But those who've bought into the apocalyptic package are unlikely to "get it." Why bother? Things are prophesied to get worse. Why waste the energy - or in this case, why not waste the energy... The one thing that puts a smirk of superiority on any sect member's face is a contempt for activism. Bah, humbug! Let the world go to hell in a handcart, I'll keep my nose clean and focus on the really important stuff, like, er, not eating ham and turning up for services on the Sabbath.
Saturday March 28 is also, apparently, a designated fast for members of the Living Church of God. Exactly why isn't immediately apparent. Guru Rod Meredith calls these things with little reason, other than perhaps whether he's feeling a bit depressed. Rod is on the wane, mind and body are letting him down - alas, the fate of all who are fortunate and blessed enough to live a life to their three-score and ten and beyond. What to do? Let's call on the brethren to share the misery! That'll show God that we're good people and deserve a break!

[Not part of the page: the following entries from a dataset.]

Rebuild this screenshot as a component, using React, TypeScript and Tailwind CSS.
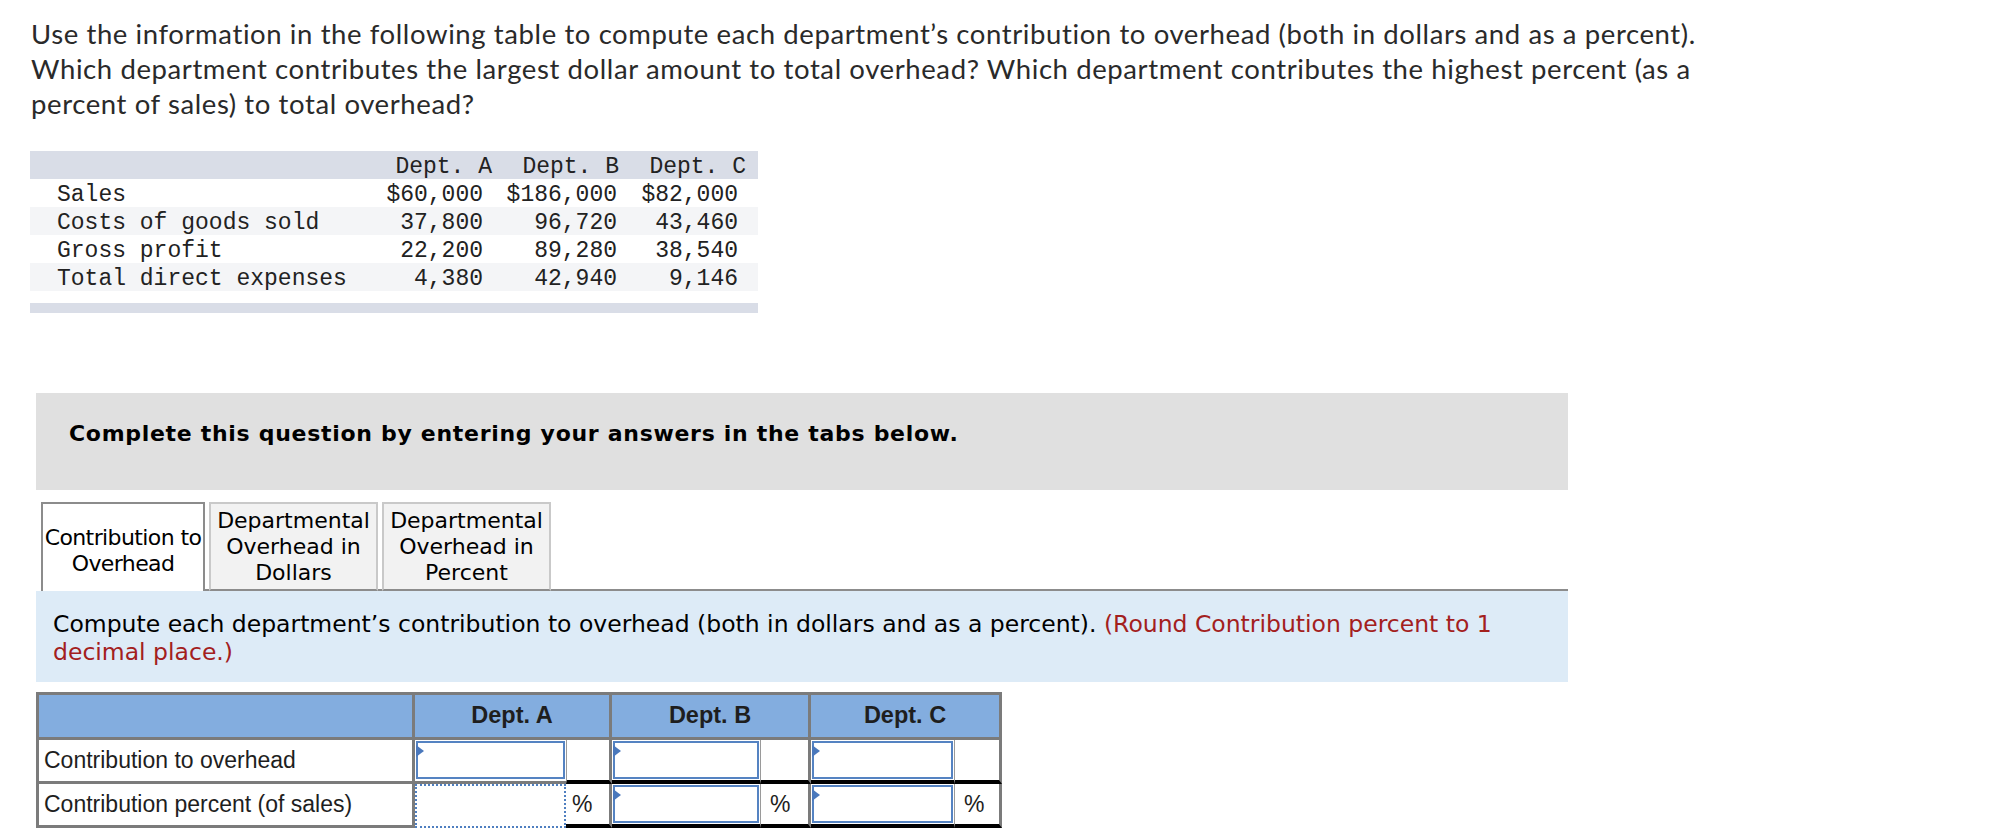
import React from 'react';

type DataRow = {
  label: string;
  a: string;
  b: string;
  c: string;
  shaded?: boolean;
};

const dataRows: DataRow[] = [
  { label: 'Sales', a: '$60,000', b: '$186,000', c: '$82,000' },
  { label: 'Costs of goods sold', a: '37,800', b: '96,720', c: '43,460', shaded: true },
  { label: 'Gross profit', a: '22,200', b: '89,280', c: '38,540' },
  { label: 'Total direct expenses', a: '4,380', b: '42,940', c: '9,146', shaded: true },
];

const mono = { fontFamily: '"Liberation Mono", "Courier New", monospace' };
const tahoma = { fontFamily: '"DejaVu Sans", Verdana, sans-serif' };
const arial = { fontFamily: '"Liberation Sans", Arial, sans-serif' };

const InfoTable: React.FC = () => (
  <div className="ml-[30px] mt-[30px] w-[728px] text-[23px] text-[#222]" style={mono}>
    <div className="flex h-[28px] items-center bg-[#d9dde7] pt-[4px] leading-none">
      <div className="w-[346px]" />
      <div className="w-[121px] pr-[5px] text-right">Dept. A</div>
      <div className="w-[130px] pr-[8px] text-right">Dept. B</div>
      <div className="w-[131px] pr-[12px] text-right">Dept. C</div>
    </div>
    {dataRows.map(row => (
      <div
        key={row.label}
        className={`flex h-[28px] items-center pt-[4px] leading-none ${row.shaded ? 'bg-[#f4f5f7]' : 'bg-white'}`}
      >
        <div className="w-[346px] whitespace-pre pl-[27px]">{row.label}</div>
        <div className="w-[121px] pr-[14px] text-right">{row.a}</div>
        <div className="w-[130px] pr-[10px] text-right">{row.b}</div>
        <div className="w-[131px] pr-[20px] text-right">{row.c}</div>
      </div>
    ))}
    <div className="mt-[12px] h-[10px] bg-[#d9dde7]" />
  </div>
);

const Tabs: React.FC = () => (
  <div className="mt-[12px] flex h-[89px] items-stretch text-[22px] leading-[26px] text-black" style={tahoma}>
    <div className="w-[5px]" />
    <div className="flex w-[164px] items-center justify-center whitespace-nowrap border-2 border-b-0 border-[#8c8c8c] bg-white pt-[6px] text-center tracking-[-0.6px]">
      Contribution to
      <br />
      Overhead
    </div>
    <div className="w-[4px] border-b-2 border-[#8c8c8c]" />
    <div className="flex w-[169px] items-center justify-center border-2 border-[#c9c9c9] border-b-[#8c8c8c] bg-[#f2f2f2] text-center">
      Departmental
      <br />
      Overhead in
      <br />
      Dollars
    </div>
    <div className="w-[4px] border-b-2 border-[#8c8c8c]" />
    <div className="flex w-[169px] items-center justify-center border-2 border-[#c9c9c9] border-b-[#8c8c8c] bg-[#f2f2f2] text-center">
      Departmental
      <br />
      Overhead in
      <br />
      Percent
    </div>
    <div className="flex-1 border-b-2 border-[#8c8c8c]" />
  </div>
);

const InputBox: React.FC<{ dotted?: boolean }> = ({ dotted }) =>
  dotted ? (
    <div className="h-full w-full border-2 border-dotted border-[#4f7fc0] bg-white" />
  ) : (
    <div className="relative h-full w-full border-2 border-[#5583c2] bg-white">
      <span className="absolute left-[-2px] top-[2px] h-0 w-0 border-y-[6px] border-l-[8px] border-y-transparent border-l-[#4a78bc]" />
    </div>
  );

const AnswerTable: React.FC = () => (
  <div className="mt-[10px] w-[966px] border-l-[3px] border-t-[3px] border-[#7b7b7b] text-[23px] text-[#1e1e1e]" style={arial}>
    <div className="flex h-[45px] bg-[#83addf] text-[23.5px] font-bold">
      <div className="w-[376px] border-b-[3px] border-r-[3px] border-[#7b7b7b]" />
      <div className="flex w-[197px] items-center justify-center border-b-[3px] border-r-[3px] border-[#7b7b7b]">Dept. A</div>
      <div className="flex w-[199px] items-center justify-center border-b-[3px] border-r-[3px] border-[#7b7b7b]">Dept. B</div>
      <div className="flex w-[191px] items-center justify-center border-b-[3px] border-r-[3px] border-[#7b7b7b]">Dept. C</div>
    </div>

    <div className="flex h-[44px]">
      <div className="flex w-[376px] items-center border-b-[3px] border-r-[3px] border-[#7b7b7b] pl-[5px]">
        Contribution to overhead
      </div>
      <div className="w-[151px] border-b-[3px] border-[#7b7b7b] p-[1px] pb-[2px]">
        <InputBox />
      </div>
      <div className="w-[46px] border-b-4 border-l border-r-[3px] border-b-black border-l-[#9a9a9a] border-r-[#7b7b7b]" />
      <div className="w-[148px] border-b-4 border-b-black p-[1px]">
        <InputBox />
      </div>
      <div className="w-[51px] border-b-4 border-l border-r-[3px] border-b-black border-l-[#9a9a9a] border-r-[#7b7b7b]" />
      <div className="w-[143px] border-b-4 border-b-black p-[1px]">
        <InputBox />
      </div>
      <div className="w-[48px] border-b-4 border-l border-r-[3px] border-b-black border-l-[#9a9a9a] border-r-[#7b7b7b]" />
    </div>

    <div className="flex h-[44px]">
      <div className="flex w-[376px] items-center border-b-[3px] border-r-[3px] border-[#7b7b7b] pl-[5px]">
        Contribution percent (of sales)
      </div>
      <div className="w-[151px] p-0">
        <InputBox dotted />
      </div>
      <div className="flex w-[46px] items-center border-b-4 border-r-[3px] border-b-black border-r-[#7b7b7b] pl-[6px]">%</div>
      <div className="w-[148px] border-b-4 border-b-black p-[1px]">
        <InputBox />
      </div>
      <div className="flex w-[51px] items-center border-b-4 border-l border-r-[3px] border-b-black border-l-[#9a9a9a] border-r-[#7b7b7b] pl-[9px]">%</div>
      <div className="w-[143px] border-b-4 border-b-black p-[1px]">
        <InputBox />
      </div>
      <div className="flex w-[48px] items-center border-b-4 border-l border-r-[3px] border-b-black border-l-[#9a9a9a] border-r-[#7b7b7b] pl-[9px]">%</div>
    </div>
  </div>
);

export default function App() {
  return (
    <div className="h-[840px] w-[1996px] overflow-hidden bg-white">
      <p
        className="whitespace-nowrap pl-[31px] pt-[16px] text-[27.5px] leading-[35px] tracking-[0.6px] text-[#2a2a2a]"
        style={{ fontFamily: 'Lato, "Open Sans", sans-serif' }}
      >
        Use the information in the following table to compute each department’s contribution to overhead (both in dollars and as a percent).
        <br />
        Which department contributes the largest dollar amount to total overhead? Which department contributes the highest percent (as a
        <br />
        percent of sales) to total overhead?
      </p>

      <InfoTable />

      <div className="ml-[36px] mt-[80px] w-[1532px]">
        <div className="h-[97px] bg-[#e0e0e0] pl-[33px] pt-[27px]">
          <span className="text-[22px] font-bold leading-[28px] tracking-[0.7px] text-black" style={tahoma}>
            Complete this question by entering your answers in the tabs below.
          </span>
        </div>

        <Tabs />

        <div className="h-[91px] bg-[#ddebf7] pl-[17px] pt-[19px] text-[23.5px] leading-[28px] text-black" style={tahoma}>
          Compute each department’s contribution to overhead (both in dollars and as a percent).{' '}
          <span className="text-[#a3201d]">(Round Contribution percent to 1</span>
          <br />
          <span className="text-[#a3201d]">decimal place.)</span>
        </div>

        <AnswerTable />
      </div>
    </div>
  );
}
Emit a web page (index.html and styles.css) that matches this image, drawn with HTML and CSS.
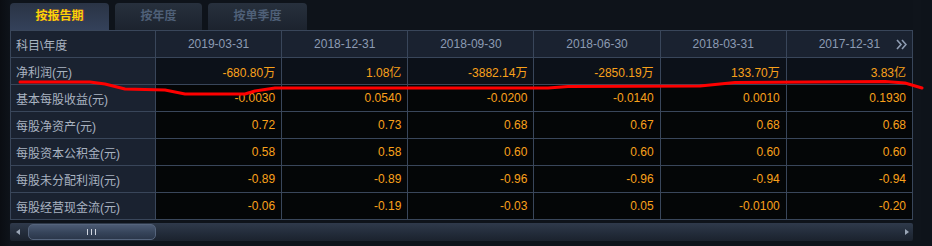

The whole concept is infantile. What's more, it's introverted. It does nothing for anybody outside the ghetto. I suppose it does help shore up the sense of identity, specialness and separateness from the wicked world - and those in deviant Laodicean pseudo-COGs. But then, is that a good thing?
Earth Hour, on the other hand, is an act of solidarity with all people who want to leave their ghetto for a while - regardless of nationality, culture or even religion - and work toward a greater good. Contrast that with the apocalyptic mind set which throws up its hands in horror and sulks and mumbles in a corner, hoping for "a strong hand from someplace" to reach down so the real work of building a better, sustainable world can be avoided. It's the equivalent of a petulant nine year old (a subject on which I have some experience.) If you want a little kid to learn to care about the world they'll inherit, I suspect that getting them enthused about getting some candles out and turning off the lights during Earth Hour wouldn't be a bad place to start.
It's not enough to cry "thy kingdom come" while burying the proverbial talent in the back yard. What kind of logic is it to decry the observance of Lent (because it isn't biblical) and then observe a twenty-four hour fast at Rod's behest (which also isn't biblical)?
In any event, Earth Hour has now passed over New Zealand, and in this household the lights were turned out only after the preparation of a little snack.